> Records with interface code
* * *

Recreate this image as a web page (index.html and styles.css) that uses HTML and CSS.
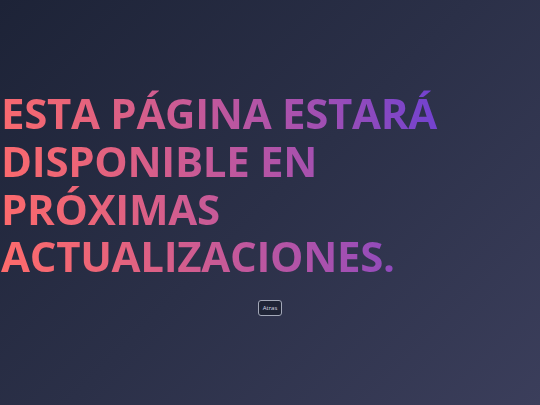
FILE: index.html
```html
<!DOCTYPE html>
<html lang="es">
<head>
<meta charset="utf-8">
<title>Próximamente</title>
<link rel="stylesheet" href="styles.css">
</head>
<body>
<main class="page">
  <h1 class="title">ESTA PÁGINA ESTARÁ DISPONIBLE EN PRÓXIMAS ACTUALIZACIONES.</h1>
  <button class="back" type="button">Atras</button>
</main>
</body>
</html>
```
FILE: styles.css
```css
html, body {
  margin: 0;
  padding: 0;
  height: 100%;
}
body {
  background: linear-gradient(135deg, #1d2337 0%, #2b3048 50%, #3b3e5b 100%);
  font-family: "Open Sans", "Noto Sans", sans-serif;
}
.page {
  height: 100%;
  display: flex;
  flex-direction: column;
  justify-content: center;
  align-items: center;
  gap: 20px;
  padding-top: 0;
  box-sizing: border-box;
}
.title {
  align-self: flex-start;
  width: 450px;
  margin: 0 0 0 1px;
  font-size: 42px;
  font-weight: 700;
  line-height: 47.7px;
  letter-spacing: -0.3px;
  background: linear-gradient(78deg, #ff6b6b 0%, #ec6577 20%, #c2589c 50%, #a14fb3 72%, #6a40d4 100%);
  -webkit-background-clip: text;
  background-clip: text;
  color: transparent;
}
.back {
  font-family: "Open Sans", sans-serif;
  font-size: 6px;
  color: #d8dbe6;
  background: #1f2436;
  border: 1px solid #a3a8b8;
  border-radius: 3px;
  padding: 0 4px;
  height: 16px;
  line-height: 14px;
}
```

* * *

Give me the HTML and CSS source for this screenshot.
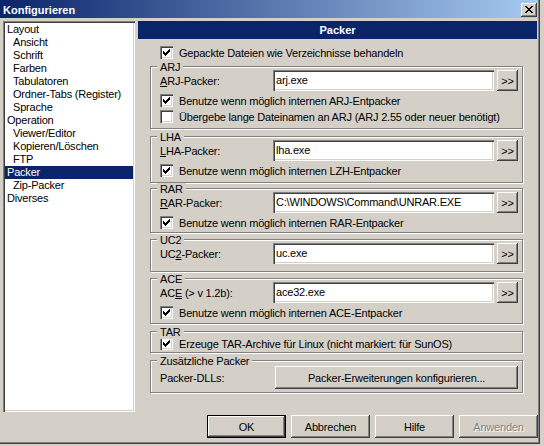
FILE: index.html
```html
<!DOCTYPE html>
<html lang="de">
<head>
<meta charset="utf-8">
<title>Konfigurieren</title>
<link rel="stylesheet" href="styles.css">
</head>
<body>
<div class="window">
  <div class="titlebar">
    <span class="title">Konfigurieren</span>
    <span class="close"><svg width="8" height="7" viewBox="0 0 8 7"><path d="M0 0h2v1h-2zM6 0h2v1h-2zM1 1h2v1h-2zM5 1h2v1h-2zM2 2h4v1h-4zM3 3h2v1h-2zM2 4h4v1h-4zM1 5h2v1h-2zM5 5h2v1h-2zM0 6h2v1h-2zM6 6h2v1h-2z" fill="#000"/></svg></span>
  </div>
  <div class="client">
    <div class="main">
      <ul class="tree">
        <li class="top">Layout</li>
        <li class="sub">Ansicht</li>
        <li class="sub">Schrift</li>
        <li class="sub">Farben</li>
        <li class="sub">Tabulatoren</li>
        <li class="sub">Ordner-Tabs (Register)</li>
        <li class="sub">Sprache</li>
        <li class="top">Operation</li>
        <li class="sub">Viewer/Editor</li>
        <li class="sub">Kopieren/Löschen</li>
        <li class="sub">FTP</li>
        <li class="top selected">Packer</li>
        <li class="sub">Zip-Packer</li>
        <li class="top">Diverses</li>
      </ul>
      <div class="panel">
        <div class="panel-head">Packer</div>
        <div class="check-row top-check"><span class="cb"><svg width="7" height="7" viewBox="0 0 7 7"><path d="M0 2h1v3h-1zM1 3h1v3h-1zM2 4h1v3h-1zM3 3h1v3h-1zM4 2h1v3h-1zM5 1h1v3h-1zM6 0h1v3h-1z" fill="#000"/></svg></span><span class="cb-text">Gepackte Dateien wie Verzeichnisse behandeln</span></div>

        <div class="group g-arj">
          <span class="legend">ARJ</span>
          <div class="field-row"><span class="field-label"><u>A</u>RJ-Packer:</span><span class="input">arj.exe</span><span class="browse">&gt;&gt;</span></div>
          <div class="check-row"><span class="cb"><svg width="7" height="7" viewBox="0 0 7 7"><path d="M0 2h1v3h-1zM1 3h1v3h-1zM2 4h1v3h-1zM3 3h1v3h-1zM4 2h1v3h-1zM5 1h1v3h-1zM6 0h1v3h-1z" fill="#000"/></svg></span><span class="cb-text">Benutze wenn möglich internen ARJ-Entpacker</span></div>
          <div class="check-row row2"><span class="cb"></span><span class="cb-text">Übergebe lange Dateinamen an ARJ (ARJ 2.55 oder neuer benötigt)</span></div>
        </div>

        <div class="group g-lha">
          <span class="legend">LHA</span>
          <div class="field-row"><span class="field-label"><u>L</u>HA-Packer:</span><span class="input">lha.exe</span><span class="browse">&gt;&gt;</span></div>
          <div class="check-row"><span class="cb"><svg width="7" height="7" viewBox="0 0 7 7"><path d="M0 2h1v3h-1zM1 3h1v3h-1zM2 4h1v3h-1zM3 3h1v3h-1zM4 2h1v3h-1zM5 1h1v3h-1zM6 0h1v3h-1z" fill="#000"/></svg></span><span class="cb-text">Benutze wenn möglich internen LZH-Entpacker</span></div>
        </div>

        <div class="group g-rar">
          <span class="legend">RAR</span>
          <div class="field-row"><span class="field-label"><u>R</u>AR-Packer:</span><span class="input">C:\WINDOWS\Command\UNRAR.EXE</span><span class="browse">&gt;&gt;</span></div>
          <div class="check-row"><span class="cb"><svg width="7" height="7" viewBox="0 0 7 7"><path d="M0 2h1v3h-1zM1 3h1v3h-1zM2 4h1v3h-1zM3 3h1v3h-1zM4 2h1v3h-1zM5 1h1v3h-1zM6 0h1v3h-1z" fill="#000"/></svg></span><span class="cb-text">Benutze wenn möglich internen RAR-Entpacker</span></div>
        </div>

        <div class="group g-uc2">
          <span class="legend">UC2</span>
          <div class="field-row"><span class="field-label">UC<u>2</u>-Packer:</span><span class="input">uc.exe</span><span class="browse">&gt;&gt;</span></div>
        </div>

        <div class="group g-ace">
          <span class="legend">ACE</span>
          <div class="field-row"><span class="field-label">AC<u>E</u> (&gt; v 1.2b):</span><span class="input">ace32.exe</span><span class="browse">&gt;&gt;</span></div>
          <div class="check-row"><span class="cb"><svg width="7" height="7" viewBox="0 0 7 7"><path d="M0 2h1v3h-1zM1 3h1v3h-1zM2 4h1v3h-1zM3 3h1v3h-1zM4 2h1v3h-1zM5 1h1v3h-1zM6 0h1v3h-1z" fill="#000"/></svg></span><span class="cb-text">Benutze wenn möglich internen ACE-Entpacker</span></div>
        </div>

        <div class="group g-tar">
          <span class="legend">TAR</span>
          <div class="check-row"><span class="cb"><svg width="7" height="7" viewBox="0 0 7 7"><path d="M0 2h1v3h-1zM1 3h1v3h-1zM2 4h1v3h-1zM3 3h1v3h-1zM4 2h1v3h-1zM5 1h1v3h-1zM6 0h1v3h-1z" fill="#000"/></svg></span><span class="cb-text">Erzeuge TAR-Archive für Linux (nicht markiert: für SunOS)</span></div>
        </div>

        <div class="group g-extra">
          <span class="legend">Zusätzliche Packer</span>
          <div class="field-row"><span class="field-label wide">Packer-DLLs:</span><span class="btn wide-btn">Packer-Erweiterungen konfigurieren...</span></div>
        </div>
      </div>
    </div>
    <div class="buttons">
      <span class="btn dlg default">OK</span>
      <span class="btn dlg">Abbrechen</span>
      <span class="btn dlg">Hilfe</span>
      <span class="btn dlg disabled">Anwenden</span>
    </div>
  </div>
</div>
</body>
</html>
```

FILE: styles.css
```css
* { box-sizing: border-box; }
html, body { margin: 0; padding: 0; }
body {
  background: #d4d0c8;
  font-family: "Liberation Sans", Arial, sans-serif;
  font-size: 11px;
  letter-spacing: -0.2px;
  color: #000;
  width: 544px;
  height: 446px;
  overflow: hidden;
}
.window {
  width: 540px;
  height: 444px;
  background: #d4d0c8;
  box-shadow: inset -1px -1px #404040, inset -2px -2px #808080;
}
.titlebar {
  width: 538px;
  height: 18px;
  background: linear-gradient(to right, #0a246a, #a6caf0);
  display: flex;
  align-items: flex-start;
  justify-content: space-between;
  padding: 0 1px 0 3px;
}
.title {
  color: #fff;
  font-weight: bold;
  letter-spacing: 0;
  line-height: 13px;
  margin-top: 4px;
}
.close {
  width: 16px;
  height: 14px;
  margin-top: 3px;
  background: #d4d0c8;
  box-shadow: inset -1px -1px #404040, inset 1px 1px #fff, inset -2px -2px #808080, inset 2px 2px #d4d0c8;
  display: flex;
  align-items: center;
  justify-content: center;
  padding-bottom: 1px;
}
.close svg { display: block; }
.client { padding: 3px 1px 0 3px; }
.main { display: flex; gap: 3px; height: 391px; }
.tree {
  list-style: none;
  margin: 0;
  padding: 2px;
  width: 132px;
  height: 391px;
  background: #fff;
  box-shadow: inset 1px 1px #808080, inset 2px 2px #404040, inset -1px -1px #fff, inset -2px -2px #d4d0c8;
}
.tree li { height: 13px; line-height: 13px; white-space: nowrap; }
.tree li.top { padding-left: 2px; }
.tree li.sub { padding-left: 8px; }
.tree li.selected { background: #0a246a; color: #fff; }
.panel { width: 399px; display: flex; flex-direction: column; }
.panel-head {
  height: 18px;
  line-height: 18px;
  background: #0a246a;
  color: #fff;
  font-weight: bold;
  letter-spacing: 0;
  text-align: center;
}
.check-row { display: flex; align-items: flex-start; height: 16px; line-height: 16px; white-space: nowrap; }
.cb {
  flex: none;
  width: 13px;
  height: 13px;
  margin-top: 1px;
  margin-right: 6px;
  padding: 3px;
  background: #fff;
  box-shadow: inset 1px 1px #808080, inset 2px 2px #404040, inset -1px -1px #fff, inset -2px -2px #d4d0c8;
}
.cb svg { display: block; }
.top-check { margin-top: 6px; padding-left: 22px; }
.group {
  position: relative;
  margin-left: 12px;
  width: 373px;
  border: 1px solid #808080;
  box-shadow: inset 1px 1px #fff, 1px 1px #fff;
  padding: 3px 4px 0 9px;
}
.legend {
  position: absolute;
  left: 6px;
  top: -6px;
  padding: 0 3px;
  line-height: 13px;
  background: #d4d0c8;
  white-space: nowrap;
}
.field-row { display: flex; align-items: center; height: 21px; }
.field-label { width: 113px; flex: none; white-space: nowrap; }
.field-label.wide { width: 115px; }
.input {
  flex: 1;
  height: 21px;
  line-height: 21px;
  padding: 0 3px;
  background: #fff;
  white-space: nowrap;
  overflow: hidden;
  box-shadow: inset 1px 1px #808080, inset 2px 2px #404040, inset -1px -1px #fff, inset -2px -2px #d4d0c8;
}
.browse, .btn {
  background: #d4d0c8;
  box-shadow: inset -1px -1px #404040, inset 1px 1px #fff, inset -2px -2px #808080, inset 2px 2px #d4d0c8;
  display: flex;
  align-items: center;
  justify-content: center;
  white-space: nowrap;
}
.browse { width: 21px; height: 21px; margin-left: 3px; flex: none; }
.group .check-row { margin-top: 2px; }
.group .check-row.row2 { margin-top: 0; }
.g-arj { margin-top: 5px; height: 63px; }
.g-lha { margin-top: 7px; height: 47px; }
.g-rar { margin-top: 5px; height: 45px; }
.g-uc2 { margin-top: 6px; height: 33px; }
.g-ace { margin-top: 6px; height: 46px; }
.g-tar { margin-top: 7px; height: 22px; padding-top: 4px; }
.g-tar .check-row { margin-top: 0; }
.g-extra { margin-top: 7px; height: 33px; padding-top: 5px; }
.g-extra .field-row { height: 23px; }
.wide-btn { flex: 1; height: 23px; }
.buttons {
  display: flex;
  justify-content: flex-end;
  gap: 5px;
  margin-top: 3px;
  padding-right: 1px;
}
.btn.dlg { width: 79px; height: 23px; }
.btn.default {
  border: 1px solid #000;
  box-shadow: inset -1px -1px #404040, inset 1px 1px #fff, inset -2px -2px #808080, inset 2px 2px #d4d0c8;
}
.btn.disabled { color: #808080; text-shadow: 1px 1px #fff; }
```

* * *

> WHAT YOU WILL DO
Using the listing above, pick out each line that contains the word "this", then copy it.

> TASK OUTPUT
Recreate this image as a web page (index.html and styles.css) that uses HTML and CSS.
Give me the HTML and CSS source for this screenshot.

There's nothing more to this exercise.